Landscape is the master metaphor animating the Shanshui City. A recurring question is what conception of landscape animates these projects, and how adaptable is this concept to the diverse settings of its application? Is it the artistic landscape of ink-wash paintings; or of ecological interdependency; or of a temporal unfolding through the seasons; or of organic shapes; or of nature’s meaning? The danger is that, under the pressured conditions of commercial production, this vision collapses to become merely a superficial formal effect in which the natural is conflated with the curvilinear.

Chaoyang Park Plaza is a mixed-use commercial complex on the edge of Chaoyang Park in Beijing, comprising a pair of office towers rising to 27 storeys, anchoring a collection of smaller retail, residential and office buildings loosely dispersed around a courtyard. The massing presents an almost literal rendition of shanshui imagery: the dual towers facing the park to the north are the massed silhouettes of the mountains, while the smaller buildings are the sculpted boulders in the waters of a notional stream flowing southwards from the valley between the towers. Even the dark colouring of the surface glazing recalls the smoky atmospherics of its ink-wash inspirations.

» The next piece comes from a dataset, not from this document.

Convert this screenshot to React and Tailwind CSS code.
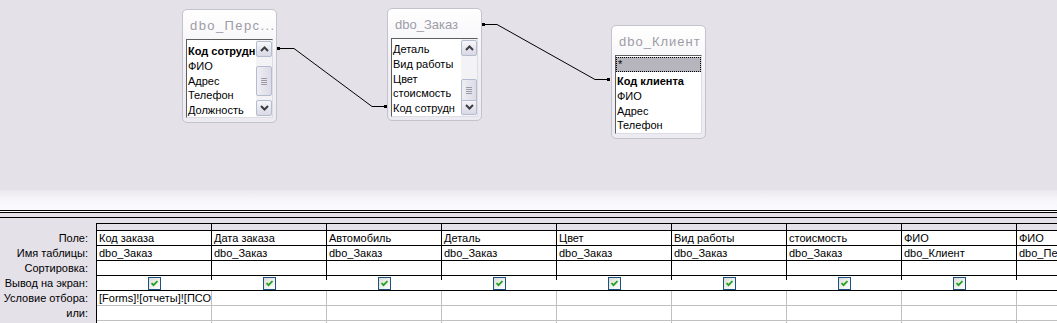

Early schematic sections of the project show a porous, open spatial matrix, with sky courts and greenery dispersed on the roof and at the upper levels of the towers. This aspect has largely disappeared from the realised version: the internal courts have been filled out with lettable floor area, and the rooftop is the typical mechanical junkyard of lift-machinery rooms, air-conditioning chiller units and window-washing cranes, concealed from view by the raised veil of the glazing hung from the overarching structural lines. In plan, however, the fluid lines of the site plan, with its terraced floor plates bounded by subtly curving outlines, all interspersed with islands of trees and planting, are convincingly realised, particularly around the smaller buildings. Viewed from the heart of the site, and from the heart of the city, the complex presents a vision, however bounded and fleeting, of a unified universe, one in which the gridded rectilinear world of modern urbanism has been softened and lacquered: a landscape of ‘melted Mies’, to adopt a phrase Ma himself used of an earlier project.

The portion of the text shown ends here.